Hailing from North Carolina, the Steep Canyon Rangers offer traditional yet modern bluegrass. Their music explores the time-honored themes of day-to-day life, from the home/log cabin you live in to love and relationships.
Over the next three nights, Martin is joining them to add his banjo playing to the mix for special Fourth of July celebration shows, complete with fireworks, at the Hollywood Bowl. After meeting each other in 2009 after a taping of “A Prairie Home Companion,” Martin and Steep Canyon Rangers embarked on a two-month U.S. tour together.
This current tour, however, features one more addition, Brickell (previously known as the frontwoman of the New Bohemians). She and Martin released an album together, Love Has Come For You, in April of 2013.
Bluegrass fans, or “grassholes” as the are affectionately known, are going to be pleasantly surprised by the Los Angeles Philharmonic backing the artists. Graham Sharp, who provides banjo and lead/harmony vocals to Steep Canyon Rangers, is most definitely awed by the experience.
“You hear all of the parts you are used to hearing being backed by an entire section of French horns or violas.

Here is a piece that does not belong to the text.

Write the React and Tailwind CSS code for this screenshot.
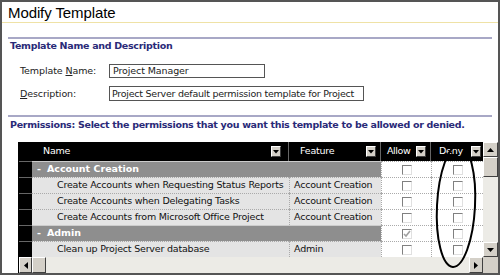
import React from 'react';

const rows = [
  { group: true, name: 'Account Creation' },
  { name: 'Create Accounts when Requesting Status Reports', feature: 'Account Creation' },
  { name: 'Create Accounts when Delegating Tasks', feature: 'Account Creation' },
  { name: 'Create Accounts from Microsoft Office Project', feature: 'Account Creation' },
  { group: true, name: 'Admin', allowChecked: true },
  { name: 'Clean up Project Server database', feature: 'Admin' },
];

const cols = 'grid grid-cols-[13px_257px_92px_50px_52px]';

function FilterBtn() {
  return (
    <span className="flex h-[11px] w-[10px] shrink-0 items-center justify-center border border-t-white border-l-white border-b-[#404040] border-r-[#404040] bg-[#d4d0c8]">
      <svg width="6" height="4" viewBox="0 0 6 4"><path d="M0 0h6L3 3.5z" fill="#000" /></svg>
    </span>
  );
}

function Check({ checked }) {
  return (
    <span className="flex h-[10px] w-[10px] items-center justify-center border border-t-[#808080] border-l-[#808080] border-b-[#e0e0e0] border-r-[#e0e0e0] bg-white">
      {checked && (
        <svg width="8" height="8" viewBox="0 0 8 8"><path d="M1 4l2 2 4-5" stroke="#a0a0a0" strokeWidth="1.6" fill="none" /></svg>
      )}
    </span>
  );
}

function Arrow({ dir }) {
  const d = { up: 'M0 4h7L3.5 0z', down: 'M0 0h7L3.5 4z', left: 'M4 0v7L0 3.5z', right: 'M0 0v7L4 3.5z' }[dir];
  const vertical = dir === 'up' || dir === 'down';
  return (
    <svg width={vertical ? 7 : 4} height={vertical ? 4 : 7} viewBox={vertical ? '0 0 7 4' : '0 0 4 7'}>
      <path d={d} fill="#000" />
    </svg>
  );
}

const btn = 'flex items-center justify-center bg-[#d4d0c8] border border-t-white border-l-white border-b-[#404040] border-r-[#404040]';

export default function App() {
  return (
    <div className="relative h-[277px] w-[500px] overflow-hidden bg-white font-['DejaVu_Sans',sans-serif]">
      <div className="flex h-[275px] w-[500px] flex-col border-2 border-[#555]">
        <div className="h-[21px] border-b border-[#efe2a6] pl-[6px] pt-[1px] font-['Liberation_Sans',Arial,sans-serif] text-[15px] leading-[19px] tracking-[-0.1px] text-black">
          Modify Template
        </div>
        <div className="mx-[6px] mt-[14px] h-[2px] bg-[#a8a8c6]" />
        <div className="h-[14px] pl-[8px] text-[9.5px] font-bold leading-[14px] tracking-[-0.3px] text-[#2a2a78]">
          Template Name and Description
        </div>
        <div className="mt-[11px] flex items-center whitespace-nowrap pl-[18px] text-[9.5px] tracking-[-0.1px] text-[#222]">
          <span className="w-[89px]">Template <u>N</u>ame:</span>
          <span className="h-[14px] w-[156px] overflow-hidden border border-[#555] pl-[3px] leading-[12px]">Project Manager</span>
        </div>
        <div className="mt-[8px] flex items-center whitespace-nowrap pl-[18px] text-[9.5px] tracking-[-0.1px] text-[#222]">
          <span className="w-[89px]"><u>D</u>escription:</span>
          <span className="h-[15px] w-[255px] overflow-hidden border border-[#555] pl-[2px] leading-[13px] tracking-[-0.25px]">Project Server default permission template for Project</span>
        </div>
        <div className="mx-[6px] mt-[14px] h-[2px] bg-[#a8a8c6]" />
        <div className="mt-[1px] h-[14px] whitespace-nowrap pl-[8px] text-[9.5px] font-bold leading-[14px] tracking-[-0.3px] text-[#2a2a78]">
          Permissions: Select the permissions that you want this template to be allowed or denied.
        </div>
        <div className="ml-[16px] mt-[10px] flex flex-col whitespace-nowrap text-[9.5px] tracking-[-0.2px]">
          <div className="flex">
            <div className="flex flex-col border-l border-black">
              <div className={`${cols} h-[19px] bg-black text-white`}>
                <div />
                <div className="flex items-center justify-between border-r border-[#666] pl-[11px] pr-[7px]">Name<FilterBtn /></div>
                <div className="flex items-center justify-between border-r border-[#666] pl-[11px] pr-[4px]">Feature<FilterBtn /></div>
                <div className="flex items-center justify-between border-r border-[#666] pl-[6px] pr-[4px] tracking-[-0.4px]">Allow<FilterBtn /></div>
                <div className="flex items-center justify-between pl-[8px] pr-[2px]">Deny<FilterBtn /></div>
              </div>
              {rows.map((r) => (
                <div key={r.name} className={`${cols} h-[16px]`}>
                  <div className="border-t border-[#666] bg-black" />
                  {r.group ? (
                    <div className="col-span-2 flex items-center gap-[6px] border-t border-[#ccc] bg-[#8e8e8e] pl-[5px] font-bold tracking-[0px] text-white">
                      <span>-</span>{r.name}
                    </div>
                  ) : (
                    <>
                      <div className="flex items-center overflow-hidden border-t border-dotted border-[#aaa] bg-[#e4e4e4] pl-[25px] text-[#111]">{r.name}</div>
                      <div className="flex items-center overflow-hidden border-t border-l border-dotted border-[#aaa] bg-[#e4e4e4] pl-[4px] text-[#111]">{r.feature}</div>
                    </>
                  )}
                  <div className="flex items-center justify-center border-t border-l border-dotted border-[#aaa] bg-white"><Check checked={r.allowChecked} /></div>
                  <div className="flex items-center justify-center border-t border-l border-dotted border-[#aaa] bg-white"><Check /></div>
                </div>
              ))}
            </div>
            <div className="flex w-[15px] flex-col bg-[#ecebe6]">
              <div className={`${btn} h-[15px]`}><Arrow dir="up" /></div>
              <div className={`${btn} h-[20px]`} />
              <div className="flex-1" />
              <div className={`${btn} h-[15px]`}><Arrow dir="down" /></div>
            </div>
          </div>
          <div className="flex h-[16px] border-l border-black bg-[#ecebe6]">
            <div className={`${btn} w-[13px]`}><Arrow dir="left" /></div>
            <div className={`${btn} w-[14px]`} />
            <div className="flex-1" />
            <div className={`${btn} w-[14px]`}><Arrow dir="right" /></div>
            <div className="w-[15px] bg-[#d4d0c8]" />
          </div>
        </div>
      </div>
      <svg className="pointer-events-none absolute left-0 top-0" width="500" height="277">
        <ellipse cx="456" cy="206" rx="19" ry="61" transform="rotate(3 456 206)" fill="none" stroke="#000" strokeWidth="2" />
      </svg>
    </div>
  );
}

It’s this big wall of music behind you; it’s pretty amazing,” he admits. “It’s a very different experience for us. From being on stage with the six, seven or eight of us, then adding 60 more people … it’s pretty awesome.”
The inclusion of Martin in the bluegrass scene has solidified the ever-growing popularity of the genre. The acting and comedy legend has been a lifetime bluegrass aficionado, who began playing banjo at the age of 17. In 2009, Martin released his first all-music album, The Crow: New Songs for the 5-String Banjo. The effort won a Grammy Award for Best Bluegrass Album. He created the Steve Martin Prize for Excellence in Banjo and Bluegrass, an award established to reward artistry and bring greater visibility to bluegrass performers.
Sharp believes that Martin is not only making himself and the Steep Canyon Rangers more popular, but the genre in general.
“He has introduced a larger audience to bluegrass. We have been a part of [it] and benefitted from being associated with Steve,” he says. “A lot of other bands have also benefitted just from his popularity.”
Martin isn’t the only actor to be vocal about his love of the genre. Ed Helms has put on the Bluegrass Situation Festival, as well as shows at the Largo at the Coronet, which Steep Canyon Rangers have previously played.
The beauty of bluegrass is that it can conjure up a spirit of a different time, while singing to us in lyrics that tell exactly how an audience feels. The atmosphere that is created by the musical genre is purely American. And hey, if Steve Martin digs it, then so should you.
In addition to the July 2, 3 and 4 shows at the Hollywood Bowl with Steve Martin and Edie Brickell, Steep Canyon Rangers headline the Roxy Theatre Aug. 30.
What: Steve Martin and the Steep Canyon Rangers featuring Edie Brickell
Where: Hollywood Bowl, 2301 N. Highland Ave., Los Angeles 90068
When: Wednesday, July 2; Thursday, July 3; Friday, July 4 at 7:30 p.m.